2 Nisan 2013 Salı

Orhan Veli Edebiyat Hakkında Konuşuyor (Hoşgör Köftecisi)

"Ben sanatla edebiyatı birbirinden ayırıyorum ve şiiri sanata sokuyorum. Roman, hikâye ve tiyatro edebiyat çerçevesi içine giriyor. Fikir sanatta yer alamıyor. Ama, edebiyat fikre dayanıyor. Bu itibarla edebiyatın halk kitlelerine bir şeyler söylemesi lazım. Okur-yazarları halka doğru götüren bir edebiyat isterim. Yani edebiyatın çoğunluğa hitap etmesini istiyorum. Çoğunluk okuyup anlamalıdır. Anlayabilmesi için de edebiyatta kendi meselelerinden bahsedilmesi lazım… Bugünkü dünyada çoğunluğu fakir halk teşkil ediyor. Demek ki edebiyat da onların edebiyatı olacaktır. Kahramanını onun içinden seçecek, hayatını o hayatın içinden alacak ve ara sıra onun meselesinden bahsedecektir. Bizde bu telakkide bir edebiyat üzerinde çalışanlar var. Bunların birtakım kusurları göze çarpıyor. Henüz mükemmel değildirler. Fakat aynı yoldan yürüyecek olan edebiyatçılar bu işi daha mükemmel bir hale getirebilirler. Bunun için şartlardan bir tanesi de dilin konuşulan dilden azami derecede faydalanmak suretiyle zenginleştirilmesidir. Dili kelimelere karşılık bulmaktan ibaret sayan Dil Kurumu gibi müesseseler var, bunların yolu yanlıştır.
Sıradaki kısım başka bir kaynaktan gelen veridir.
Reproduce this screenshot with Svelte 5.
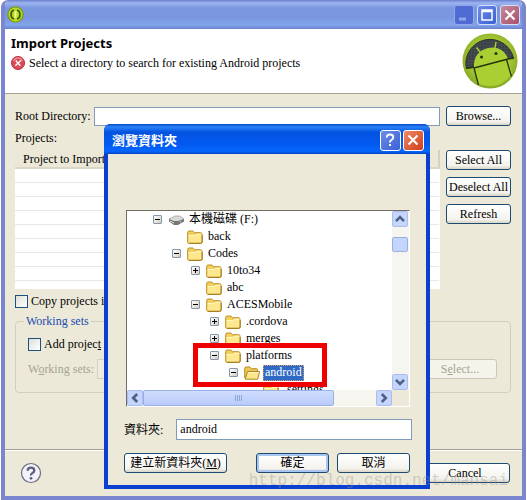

Dilin zenginleşmesini müesseselerden değil, sanat adamlarından beklemeliyiz."

21.3.1947 tarihinde Tasvir’de yayımlanan bir Orhan Veli söyleşisinden (Bahadır Dülger)

Çok sevgili kardeşim Ahmet’in armağanı olan Hoşgör Köftecisi’nin sonunda yer alan “Orhan Veli Edebiyat Hakkında Konuşuyor” bölümünden aldığım bu parça ile ilgili sizlerin de düşüncelerini merak ediyorum.

Ben hak veriyorum Orhan Veli’ye.



İçerisinde 6 adet kendi kaleminden 1 adet de kendisi tarafından çevirisi yapılmış toplamda 7 öykü ve bir de söyleşi barındıran bu ufacık tefecik ama aynı zamanda da sıcacık öykü kitabını herkese büyük şiddetle tavsiye ediyorum. Öykülerden hangi birini daha çok beğendiğim konusunda kararsızım ama bildiğim tek şey ağzımda şahane bir tat bıraktığı herbirinin ayrı ayrı.

Arka kapakta da yazdığı gibi:

Hoşgör Köftecisi okurlarının, “keşke genç yaşta kaybetmeseydik de, o güzel şiirler gibi bu güzel hikâyelerden de daha çok yazsaydı” diyeceğini düşünüyoruz.